Your Company – By the same token, you should treat your company and the area you work with respect. Don’t make a mess, behave inappropriately, or treat your boss shoddily. You’re just going to make things less pleasant for your coworkers, and possibly bring your boss’s wrath down upon yourself.
Your Significant Other – I wish I didn’t have to say this, but here goes: if you don’t respect your partner, things will not go well in your relationship. If you are just using your significant other to meet your own needs, whether physically, emotionally, or financially, the best case is that they will quickly tire of you and move on. The worst case ends with a huge court proceeding that drags on foever, and makes you seem like a massive jerk. Just avoid either one by showing respect to your romantic counterparts.

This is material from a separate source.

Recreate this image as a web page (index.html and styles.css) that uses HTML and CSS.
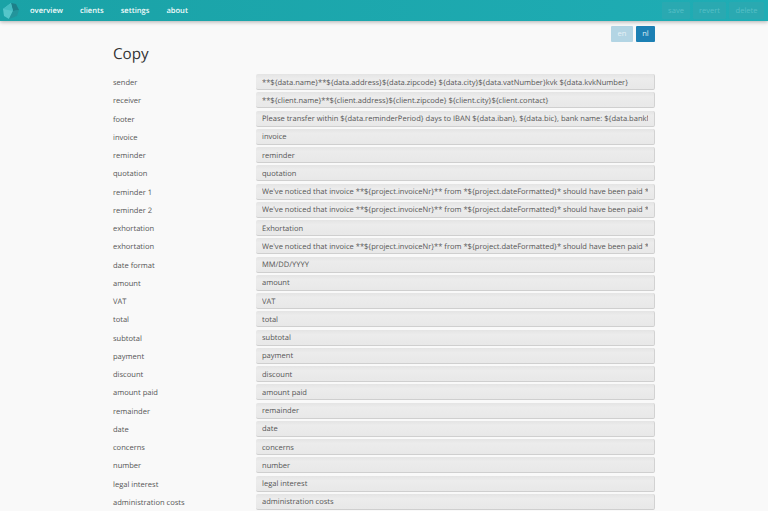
FILE: index.html
```html
<!DOCTYPE html>
<html lang="en">
<head>
<meta charset="utf-8">
<title>Copy</title>
<link rel="stylesheet" href="styles.css">
</head>
<body>
<header class="topbar">
  <svg class="logo" width="18" height="18" viewBox="0 0 18 18"><polygon points="1,7 9,1 11,9 7,17 2,14" fill="#55c6ca"/><polygon points="9,1 14,2 17,8 11,9" fill="#1d7f88"/><polygon points="17,8 15,14 7,17 11,9" fill="#23949b"/><polygon points="1,7 9,1 11,9" fill="#43bcc1"/></svg>
  <nav class="nav"><a>overview</a><a>clients</a><a>settings</a><a>about</a></nav>
  <div class="actions"><button class="save">save</button><button class="revert">revert</button><button class="delete">delete</button></div>
</header>
<main class="page">
  <div class="langs"><button class="lang">en</button><button class="lang on">nl</button></div>
  <h1>Copy</h1>
  <form class="rows">
    <label class="row"><span>sender</span><input value="**${data.name}**${data.address}${data.zipcode} ${data.city}${data.vatNumber}kvk ${data.kvkNumber}"></label>
    <label class="row"><span>receiver</span><input value="**${client.name}**${client.address}${client.zipcode} ${client.city}${client.contact}"></label>
    <label class="row"><span>footer</span><input value="Please transfer within ${data.reminderPeriod} days to IBAN ${data.iban}, ${data.bic}, bank name: ${data.bankName}"></label>
    <label class="row"><span>invoice</span><input value="invoice"></label>
    <label class="row"><span>reminder</span><input value="reminder"></label>
    <label class="row"><span>quotation</span><input value="quotation"></label>
    <label class="row"><span>reminder 1</span><input value="We've noticed that invoice **${project.invoiceNr}** from *${project.dateFormatted}* should have been paid *before*"></label>
    <label class="row"><span>reminder 2</span><input value="We've noticed that invoice **${project.invoiceNr}** from *${project.dateFormatted}* should have been paid *before*"></label>
    <label class="row"><span>exhortation</span><input value="Exhortation"></label>
    <label class="row"><span>exhortation</span><input value="We've noticed that invoice **${project.invoiceNr}** from *${project.dateFormatted}* should have been paid *before*"></label>
    <label class="row"><span>date format</span><input value="MM/DD/YYYY"></label>
    <label class="row"><span>amount</span><input value="amount"></label>
    <label class="row"><span>VAT</span><input value="VAT"></label>
    <label class="row"><span>total</span><input value="total"></label>
    <label class="row"><span>subtotal</span><input value="subtotal"></label>
    <label class="row"><span>payment</span><input value="payment"></label>
    <label class="row"><span>discount</span><input value="discount"></label>
    <label class="row"><span>amount paid</span><input value="amount paid"></label>
    <label class="row"><span>remainder</span><input value="remainder"></label>
    <label class="row"><span>date</span><input value="date"></label>
    <label class="row"><span>concerns</span><input value="concerns"></label>
    <label class="row"><span>number</span><input value="number"></label>
    <label class="row"><span>legal interest</span><input value="legal interest"></label>
    <label class="row"><span>administration costs</span><input value="administration costs"></label>
  </form>
</main>
</body>
</html>
```
FILE: styles.css
```css
html, body { margin: 0; height: 511px; overflow: hidden; background: #f9f9f9; }
body { font-family: "Open Sans", sans-serif; font-size: 7.55px; color: #555; text-rendering: geometricPrecision; }
.topbar { height: 21px; background: linear-gradient(to right, #1aa2a6, #1fadb5); box-shadow: 0 1px 4px rgba(0,0,0,.3); display: flex; align-items: center; padding-left: 2px; position: relative; }
.logo { display: block; }
.nav { display: flex; gap: 17px; margin-left: 10px; padding-top: 1px; color: #f2fbfb; font-weight: 600; font-size: 7.55px; }
.actions { margin-left: auto; display: flex; gap: 3px; padding-right: 4px; height: 17px; }
.actions button { border: 0; border-radius: 1px; background: #2aa9b1; color: #57bfc6; font: 7.55px "Open Sans", sans-serif; padding: 1px 0 0; height: 17px; text-rendering: geometricPrecision; }
.actions .save { width: 28px; }
.actions .revert { width: 33px; }
.actions .delete { width: 35px; }
.page { width: 542px; margin: 0 auto; }
.langs { display: flex; justify-content: flex-end; gap: 3px; padding-top: 5px; }
.lang { width: 22px; height: 16px; border: 0; border-radius: 1px; padding: 0; background: #b3d5e4; color: #e6f1f6; font: 7.55px "Open Sans", sans-serif; text-rendering: geometricPrecision; }
.lang.on { width: 19px; background: #1c80b4; color: #dfeef6; }
h1 { margin: 0 0 8px; font-size: 15.2px; font-weight: 400; color: #333; line-height: 24px; }
.rows { display: flex; flex-direction: column; }
.row { display: flex; align-items: center; height: 18.26px; }
.row span { width: 143px; flex: none; }
.row input { flex: none; width: 399px; height: 16px; margin: -1px 0 1px; box-sizing: border-box; border: 0; border-right: 1px solid #d2d2d2; border-bottom: 1px solid #cfcfcf; border-radius: 2px; padding: 2px 6px 0; background: linear-gradient(#e4e4e4, #ececec 30%, #e8e8e8); color: #555; font: 7.55px "Open Sans", sans-serif; outline: 0; text-rendering: geometricPrecision; }
```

Yourself – Lastly, but perhaps most important, respect yourself. If you don’t respect yourself, nobody else is going to, either. Then, since you aren’t getting respect, you’re not going to give it to anyone else either. Break this circle, find out what about you is good and deserving of respect, and treat others with the respect you now feel. (But don’t go too far in the other direction; there’s a surprisingly thin line between healthy respect for yourself and egotism.)
That’s all I have to say on the concept of respect. Remember, respect yourself, respect others, and respect will come back to you. Now, be safe and respectful to each other, all of you out in reader land!